On Trump’s court-stymied travel ban
“We are trying to make sure that people that want to do us harm don’t get into this country, right? So you lock your door at night … Not because you don’t like the people outside but because you love the people that are inside and you want to keep them safe,” she said Feb. 7.
“That is common sense. So it’s not meant to be, you know, discriminatory on its face, it’s not a quote ‘Muslim ban.’ It is a travel suspension. But nevertheless, the way that this came across and the way it was put forward, people were not able to wrap their heads around it because it wasn’t presented in the right way.”
On Steve Bannon
The TV host defended the White House chief strategist Feb. 3 after House Minority Leader Nancy Pelosi called him “a white supremacist.”
“He is not a white supremacist and she shouldn’t slander him by saying this. It’s really conduct unbecoming. She has no proof to back that up. It shows the depths that they will go to try to disparage someone and the desperation, really, of the liberals,” she said.
On Jeff Sessions
The attorney general, who has criticized consent decrees aimed at spurring police reform, also wins a spot on Guilfoyle’s good side:
“I feel like Chuck Schumer is behaving in a way that he hasn’t in the past, and is now taking on this role politically because it is expedient,” she said Feb. 9.

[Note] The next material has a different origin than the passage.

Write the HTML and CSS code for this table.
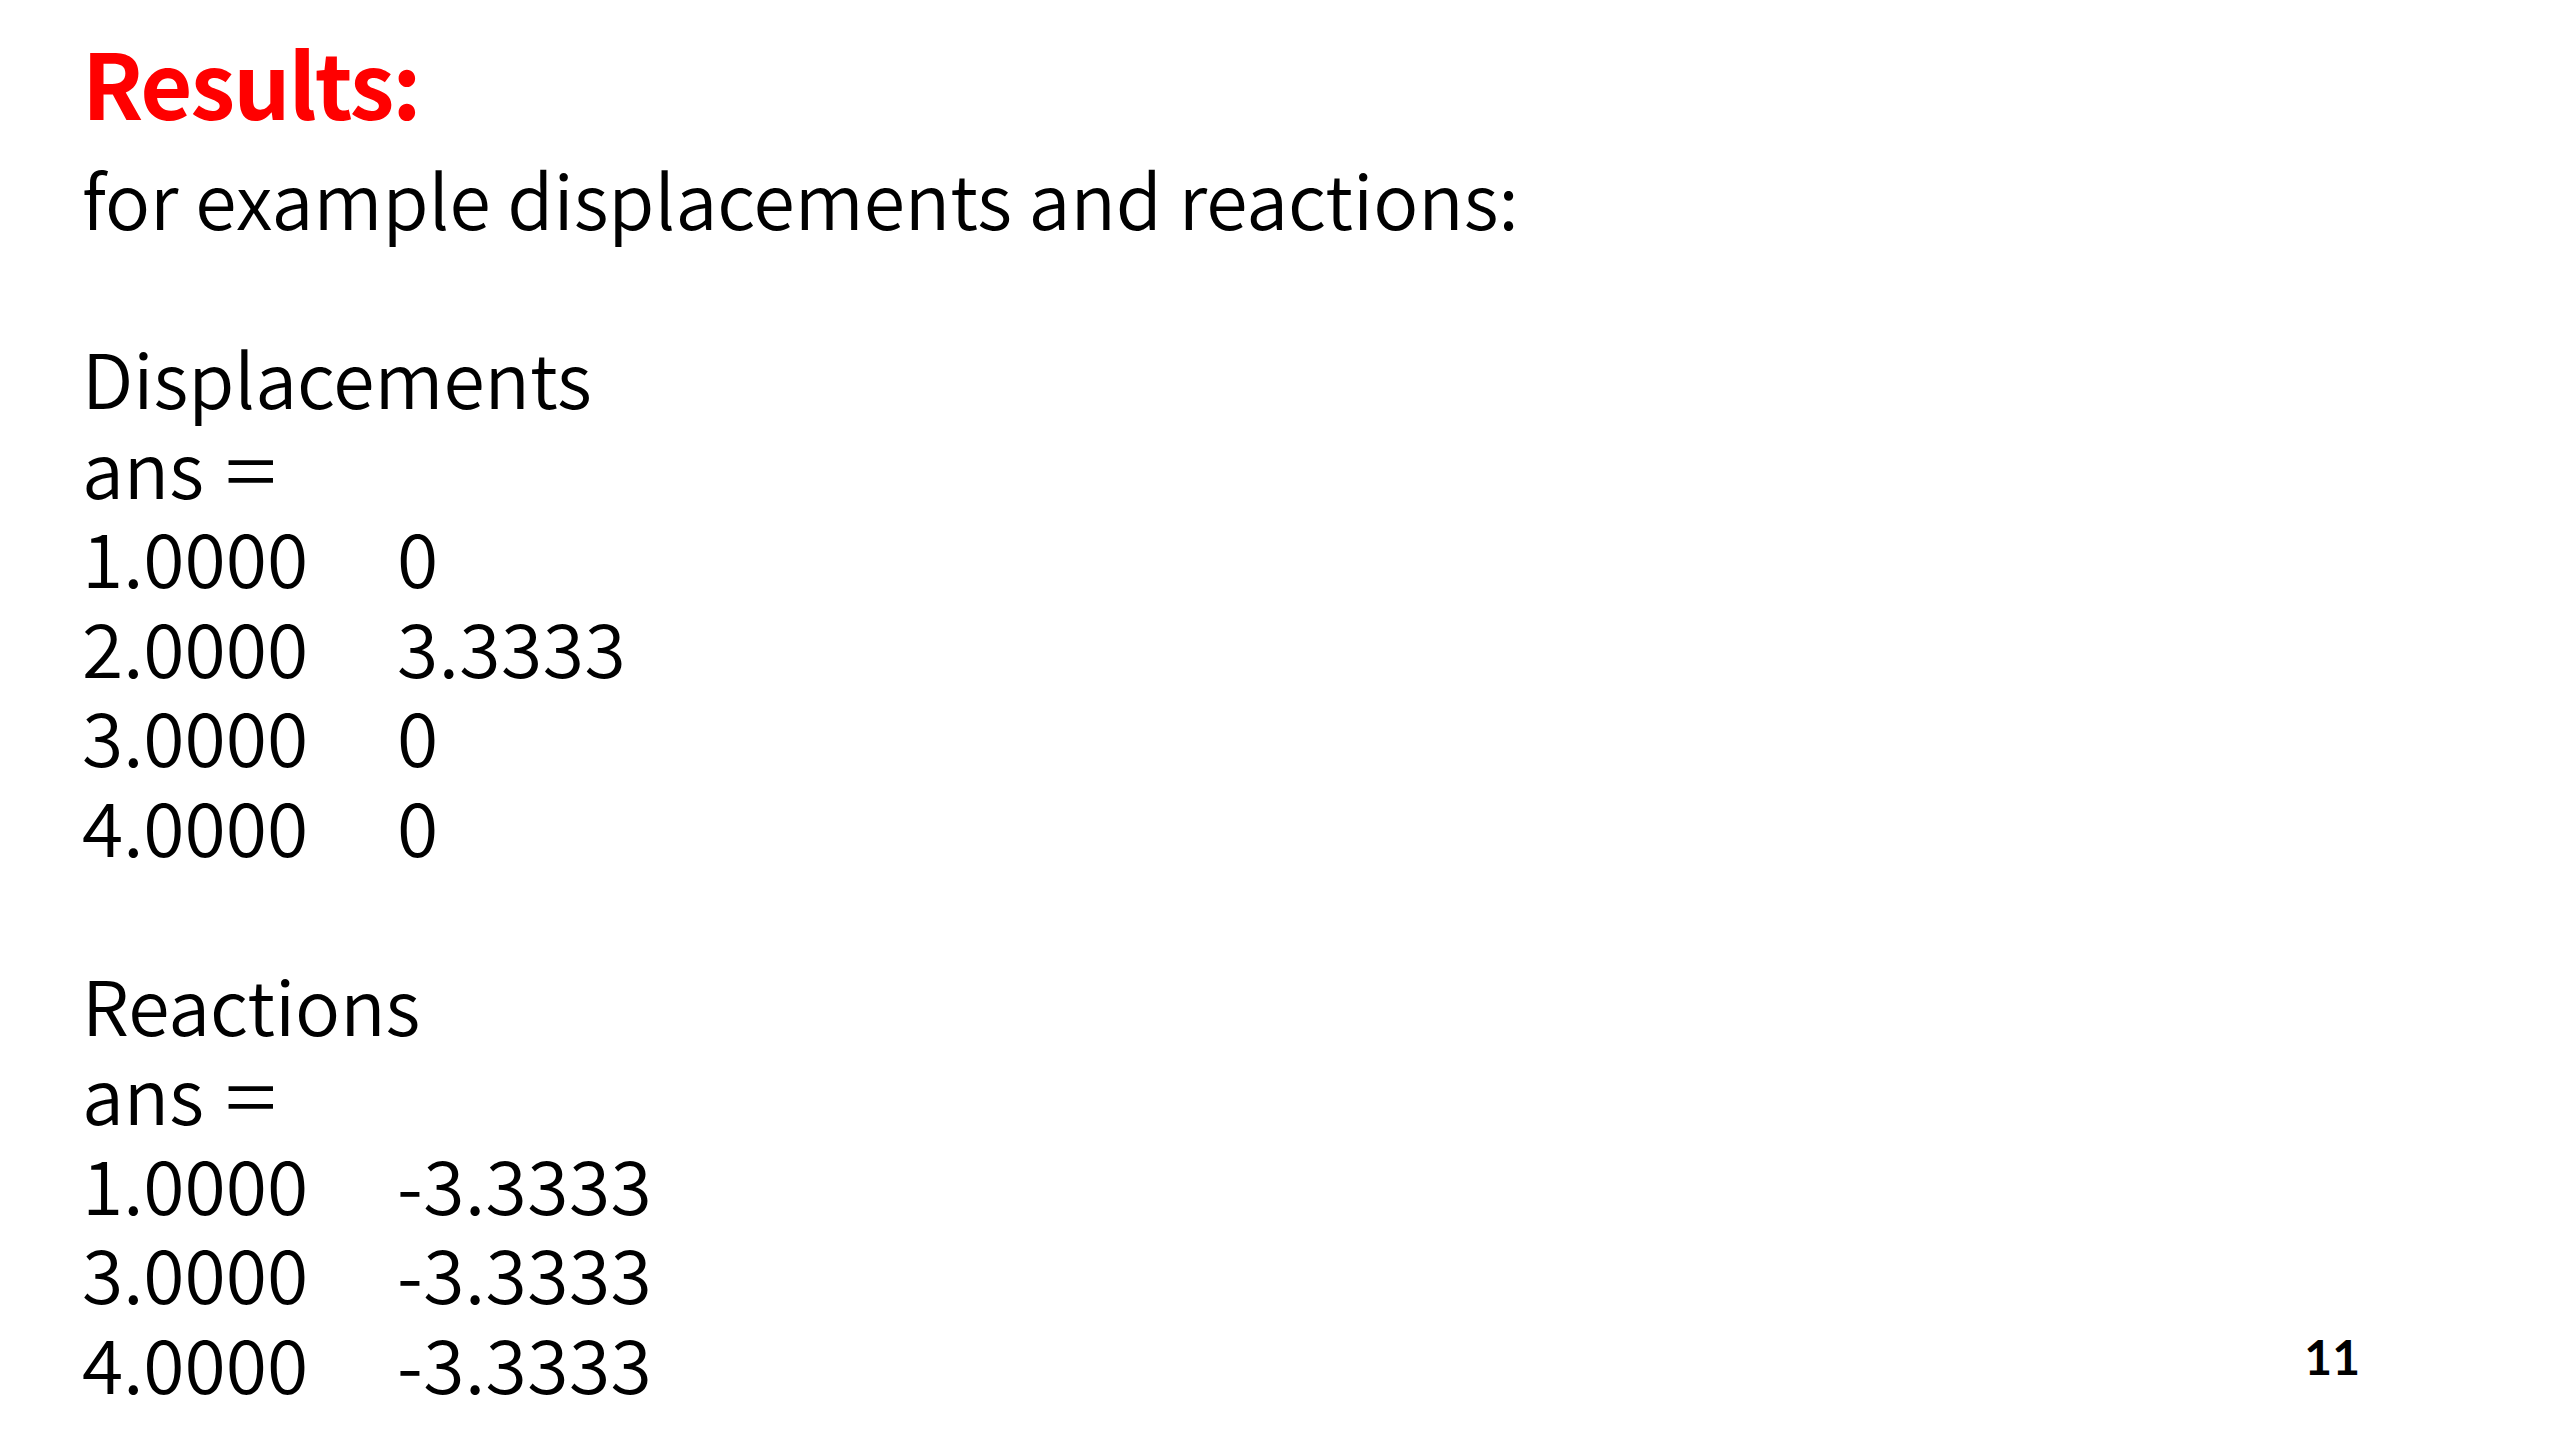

“And for him to say that about Sessions, who is widely admired by his colleagues as someone who was a civil rights champion, it’s really, to me, unbecoming that he’s making these comments.”
On her former boss Roger Ailes
Guilfoyle defended the disgraced Fox News chief last summer in the wake of former anchor Gretchen Carlson’s sexual harassment suit.
“I’ve known Roger Ailes for 15 years and I have been treated with the utmost professionalism and respect … This is a man who champions women,” she told TVNewser in July.